Email From My Dad: On Cancer Treatment

Hi Dave:

I have written to you about your Mom.

About you then...

Your comments and hard positions relative to your health do not surprise, but they do sadden me. You are right to say on some things we will never agree. I don't like cirrhosis, but you address cancer, so let's talk about cander with cirrhosis hidden in our back pocket.

Let me quote a poem I read recently, written by a person 13 years after her first diagnosis of breast cancer, and following recurrence:

Oh, you evil thing!
How dare you!
You invade my body
But not my soul.

You may claim my breast
but not my spirit.

You lurk in unknown places
Waiting to spring
Waiting to grow.I will fight you
To my last breath
You may try to rape me of
my life.

But I will fight you
You will try to overcome me
But I know what you are?

You are cancer
And you will not win!

Thirteen years later, I am still winning and still smiling. There is life after cancer.

Pat Gallant
Miscouche, PEI

In a separate article she writes: I have cancer, it does not have me.

It came, I dealt with it. It came knocking once more. I dealt with it once more.

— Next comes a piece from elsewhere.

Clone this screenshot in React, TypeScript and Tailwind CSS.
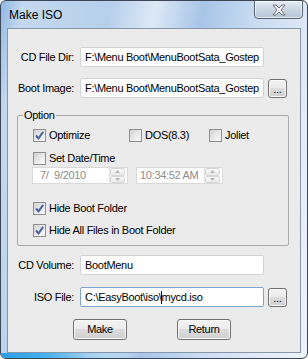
import React from "react";

const Check = ({ checked }: { checked?: boolean }) => (
  <span className="w-[13px] h-[13px] shrink-0 border border-[#8e8f8f] bg-[linear-gradient(135deg,#d2d2d2,#ececec_60%,#fbfbfb)] flex items-center justify-center">
    {checked && (
      <svg width="11" height="11" viewBox="0 0 11 11">
        <path d="M2 5.5 L4.5 8.3 L9.2 1.8" fill="none" stroke="#4a63a0" strokeWidth="2" />
      </svg>
    )}
  </span>
);

const Box = ({ children, className = "" }: { children: React.ReactNode; className?: string }) => (
  <div
    className={`h-[20px] bg-white border rounded-[2px] flex items-center pl-[4px] whitespace-nowrap overflow-hidden ${className}`}
  >
    {children}
  </div>
);

const Btn = ({ label, className = "" }: { label: string; className?: string }) => (
  <div
    className={`border border-[#707070] rounded-[3px] bg-[linear-gradient(#f3f3f3,#ebebeb_45%,#dddddd_50%,#cfcfcf)] flex items-center justify-center shadow-[inset_0_0_0_1px_#fbfbfb] ${className}`}
  >
    {label}
  </div>
);

const Spin = () => (
  <div className="w-[16px] h-full flex flex-col border-l border-[#e3e3e3]">
    <div className="flex-1 border border-[#d6d6d6] rounded-[2px] bg-[linear-gradient(#f8f8f8,#e9e9e9)] flex items-center justify-center">
      <svg width="5" height="3" viewBox="0 0 5 3">
        <path d="M0 3 L2.5 0 L5 3 Z" fill="#b5b5b5" />
      </svg>
    </div>
    <div className="flex-1 border border-[#d6d6d6] rounded-[2px] bg-[linear-gradient(#f8f8f8,#e9e9e9)] flex items-center justify-center">
      <svg width="5" height="3" viewBox="0 0 5 3">
        <path d="M0 0 L2.5 3 L5 0 Z" fill="#b5b5b5" />
      </svg>
    </div>
  </div>
);

const Row = ({ label, children }: { label: string; children: React.ReactNode }) => (
  <div className="flex items-center h-[20px]">
    <div className="w-[66px] text-right">{label}</div>
    {children}
  </div>
);

export default function App() {
  return (
    <div className="w-[308px] h-[359px] bg-white font-['Liberation_Sans',Arial,sans-serif] text-[11px] tracking-[-0.3px] text-black">
      <div className="relative w-[308px] h-[359px] rounded-[6px] border border-[#3b4656] overflow-hidden flex flex-col bg-[linear-gradient(100deg,#8fb8e4_0%,#c4d8ef_6%,#b7cfec_30%,#dde9f6_42%,#a8c5e8_55%,#c9dcf2_70%,#e3ecf7_88%,#edf2f9_100%)]">
        <div className="h-[27px] shrink-0 flex items-center pl-[8px] pt-[1px] text-[12px] tracking-normal font-normal font-['Liberation_Sans',Arial,sans-serif]">
          Make ISO
        </div>
        <div className="absolute top-[-1px] left-[253px] w-[49px] h-[19px] rounded-b-[4px] border border-[#5b6470] bg-[linear-gradient(#e4ecf5,#c9d6e4_50%,#b6c6d8)] shadow-[inset_0_0_0_1px_rgba(255,255,255,0.6)] flex items-center justify-center">
          <svg width="16" height="12" viewBox="0 0 16 12">
            <path
              d="M2 1 L5 1 L8 4 L11 1 L14 1 L10 6 L14 11 L11 11 L8 8 L5 11 L2 11 L6 6 Z"
              fill="#f4f6f8"
              stroke="#6b7077"
              strokeWidth="1"
            />
          </svg>
        </div>

        <div className="ml-[6px] w-[294px] h-[325px] shrink-0 border border-[#8596ab] bg-[#ebebeb] pt-[18px]">
          <Row label="CD File Dir:">
            <Box className="ml-[6px] w-[184px] border-[#cfd3d8]">F:\Menu Boot\MenuBootSata_Gostep</Box>
          </Row>
          <div className="mt-[11px]">
            <Row label="Boot Image:">
              <Box className="ml-[6px] w-[184px] border-[#cfd3d8]">F:\Menu Boot\MenuBootSata_Gostep</Box>
              <Btn label="..." className="ml-[4px] w-[19px] h-[19px] items-end pb-[2px] leading-none" />
            </Row>
          </div>

          <div className="relative mt-[17px] ml-[9px] w-[272px] h-[131px] border border-[#a9a9a9] rounded-[2px]">
            <span className="absolute top-[-8px] left-[5px] px-[1px] bg-[#ebebeb] leading-[14px]">Option</span>
            <div className="flex items-center h-[13px] mt-[13px] pl-[15px]">
              <div className="w-[96px] flex items-center gap-[3px]">
                <Check checked />
                <span>Optimize</span>
              </div>
              <div className="w-[80px] flex items-center gap-[3px]">
                <Check />
                <span>DOS(8.3)</span>
              </div>
              <div className="flex items-center gap-[3px]">
                <Check />
                <span>Joliet</span>
              </div>
            </div>
            <div className="flex items-center h-[13px] mt-[10px] pl-[15px] gap-[3px]">
              <Check />
              <span>Set Date/Time</span>
            </div>
            <div className="flex mt-[2px] ml-[14px] gap-[8px] h-[17px] text-[#8b8b8b]">
              <div className="w-[96px] h-full bg-white border border-[#d9d9d9] flex items-center justify-between pl-[7px]">
                <span>7/&nbsp; 9/2010</span>
                <div className="h-full flex pr-[2px]">
                  <Spin />
                </div>
              </div>
              <div className="w-[87px] h-full bg-white border border-[#d9d9d9] flex items-center justify-between pl-[3px]">
                <span>10:34:52 AM</span>
                <div className="h-full flex pr-[2px]">
                  <Spin />
                </div>
              </div>
            </div>
            <div className="flex items-center h-[13px] mt-[18px] pl-[15px] gap-[3px]">
              <Check checked />
              <span>Hide Boot Folder</span>
            </div>
            <div className="flex items-center h-[13px] mt-[9px] pl-[15px] gap-[3px]">
              <Check checked />
              <span>Hide All Files in Boot Folder</span>
            </div>
          </div>

          <div className="mt-[9px]">
            <Row label="CD Volume:">
              <Box className="ml-[6px] w-[184px] border-[#cfd3d8]">BootMenu</Box>
            </Row>
          </div>
          <div className="mt-[12px]">
            <Row label="ISO File:">
              <Box className="ml-[6px] w-[184px] border-[#7ea4cf]">
                <span>C:\EasyBoot\iso\</span>
                <span className="w-[1px] h-[13px] bg-black -ml-[1px]" />
                <span>mycd.iso</span>
              </Box>
              <Btn label="..." className="ml-[4px] w-[19px] h-[19px] items-end pb-[2px] leading-none" />
            </Row>
          </div>
          <div className="flex mt-[12px] pl-[65px] gap-[50px]">
            <Btn label="Make" className="w-[54px] h-[21px]" />
            <Btn label="Return" className="w-[54px] h-[21px]" />
          </div>
        </div>
        <div className="flex-1 bg-[linear-gradient(to_right,#2a9fe6,#47b1ec_15%,#a8d2f0_30%,transparent_45%)]" />
      </div>
    </div>
  );
}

Cancer that dreaded word. I learned all I could about it. It is not an instant death sentence. But it can be, if not caught in time. I talked about it to anyone who would listen, but I did not worry about it. I live my life knowing it is always lurking in the shadows waiting to pounce. "Surpise, I am back!"

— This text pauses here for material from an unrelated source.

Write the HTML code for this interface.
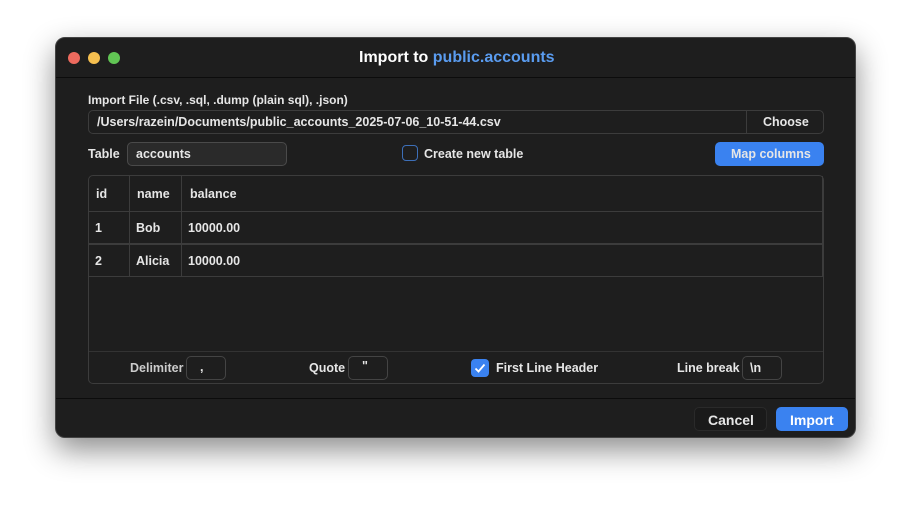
<!DOCTYPE html><html><head><style>
body{margin:0;width:912px;height:512px;background:#fff;font-family:"Liberation Sans",sans-serif;position:relative;overflow:hidden;color:#e6e6e6}
.a{position:absolute}
.win{left:55px;top:37px;width:801px;height:401px;background:#1e1e1e;border-radius:10px;box-shadow:0 12px 30px rgba(0,0,0,.45);border:1px solid #444;box-sizing:border-box}
.t{font-size:12.5px;font-weight:bold;white-space:nowrap}
.box{border:1px solid #3c3c3c;border-radius:5px;box-sizing:border-box}
.v{background:#3c3c3c}.h{background:#3c3c3c;height:1px}
</style></head><body>
<div class="a win"></div>
<div class="a" style="left:68px;top:52px;width:12px;height:12px;border-radius:50%;background:#ed6a5e"></div>
<div class="a" style="left:88px;top:52px;width:12px;height:12px;border-radius:50%;background:#f5bf4f"></div>
<div class="a" style="left:108px;top:52px;width:12px;height:12px;border-radius:50%;background:#61c554"></div>
<div class="a t" style="left:359px;top:49px;font-size:16px;color:#fff">Import to <span style="color:#5a9cf0">public.accounts</span></div>
<div class="a h" style="left:56px;top:77px;width:799px;background:#0c0c0c"></div>
<div class="a t" style="left:88px;top:93px;font-size:12px">Import File (.csv, .sql, .dump (plain sql), .json)</div>
<div class="a box" style="left:88px;top:110px;width:736px;height:24px"></div>
<div class="a v" style="left:746px;top:111px;width:1px;height:22px"></div>
<div class="a t" style="left:97px;top:115px">/Users/razein/Documents/public_accounts_2025-07-06_10-51-44.csv</div>
<div class="a t" style="left:763px;top:115px">Choose</div>
<div class="a t" style="left:88px;top:147px">Table</div>
<div class="a box" style="left:127px;top:142px;width:160px;height:24px;background:#2a2a2a;border-color:#4a4a4a"></div>
<div class="a t" style="left:136px;top:147px">accounts</div>
<div class="a" style="left:402px;top:145px;width:16px;height:16px;border:1.5px solid #3d6fb8;border-radius:4px;box-sizing:border-box"></div>
<div class="a t" style="left:424px;top:147px">Create new table</div>
<div class="a" style="left:715px;top:142px;width:109px;height:24px;background:#3a82f0;border-radius:5px"></div>
<div class="a t" style="left:731px;top:147px">Map columns</div>
<div class="a box" style="left:88px;top:175px;width:736px;height:209px"></div>
<div class="a h" style="left:89px;top:211px;width:734px"></div>
<div class="a h" style="left:89px;top:243px;width:734px;height:2px"></div>
<div class="a h" style="left:89px;top:276px;width:734px"></div>
<div class="a h" style="left:89px;top:351px;width:734px;background:#333"></div>
<div class="a v" style="left:129px;top:176px;width:1px;height:100px"></div>
<div class="a v" style="left:181px;top:176px;width:1px;height:100px"></div>
<div class="a v" style="left:822px;top:176px;width:1px;height:100px"></div>
<div class="a t" style="left:96px;top:187px">id</div>
<div class="a t" style="left:137px;top:187px">name</div>
<div class="a t" style="left:190px;top:187px">balance</div>
<div class="a t" style="left:95px;top:221px">1</div>
<div class="a t" style="left:136px;top:221px">Bob</div>
<div class="a t" style="left:188px;top:221px">10000.00</div>
<div class="a t" style="left:95px;top:254px">2</div>
<div class="a t" style="left:136px;top:254px">Alicia</div>
<div class="a t" style="left:188px;top:254px">10000.00</div>
<div class="a t" style="left:130px;top:361px;color:#ccc">Delimiter</div>
<div class="a box" style="left:186px;top:356px;width:40px;height:24px;border-color:#444"></div>
<div class="a t" style="left:200px;top:360px">,</div>
<div class="a t" style="left:309px;top:361px">Quote</div>
<div class="a box" style="left:348px;top:356px;width:40px;height:24px;border-color:#444"></div>
<div class="a t" style="left:362px;top:359px">"</div>
<div class="a" style="left:471px;top:359px;width:18px;height:18px;background:#3a82f0;border-radius:4px"><svg width="18" height="18"><path d="M4.5 9.5l3 3 6-7" stroke="#fff" stroke-width="1.8" fill="none"/></svg></div>
<div class="a t" style="left:496px;top:361px">First Line Header</div>
<div class="a t" style="left:677px;top:361px">Line break</div>
<div class="a box" style="left:742px;top:356px;width:40px;height:24px;border-color:#444"></div>
<div class="a t" style="left:750px;top:361px">\n</div>
<div class="a h" style="left:56px;top:398px;width:799px;background:#0c0c0c"></div>
<div class="a box" style="left:694px;top:407px;width:73px;height:24px;border-color:#2a2a2a;background:#1a1a1a"></div>
<div class="a t" style="left:708px;top:412px;font-size:14px">Cancel</div>
<div class="a" style="left:776px;top:407px;width:72px;height:24px;background:#3a82f0;border-radius:5px"></div>
<div class="a t" style="left:790px;top:412px;font-size:14px;color:#fff">Import</div>
</body></html>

My perspective on life has changed. The cliches "Don't sweat the small stuff. One day at a time. Don't count the days...make the days count." These are what I live by.

I realized I wanted to do something for others so I began volunteering at our local ospital. I feel that in some small way I am contribvuting to the lives of others who are also dealing or living with this disease. I've learnedit arrives in your life, turns it upside down, then quietly lurks in your mind forever. Bit it did't take over my life. I wouldn't let it. It has changed me physcially but made me stronger emotionally.

Some worry constantly; some forget about it, and move on. I tend to keep alert, do my check-ups and will deal when and if it comes back again. Life is too precious to waste on waiting and fearing the other shoe will dropl

Live, love, laugh and appreciate those you love and htose who supported you in those times of need.

.........................................

Your Mom has a differing view to such things than I do David. She tends to think "What will be will be," and some days that seems like good thinking. But on most days it makes me furious, and sick to my stomach. Life is precious. You are dead a long long time. One fights for every moment or should. Determination and grit - are they the same?...a will to face it down and do what has to be done...comply with the changes and do them religiously all the rest of your life. It can make a difference against all the odds - , any doctor will tell you how important the will to live can be in a life and death struggle. produce in the face of long odds.

Cancer treatment (as are many other treatments for other diseases)have evolved to a point where the surviving numbers are very different than once they were, especially with early detection.

A close extended family member said he would never face radiation or chemo...never he roared..but he changed his mind with the chips down...unfortunately he left it late in the day ..and now one wonders.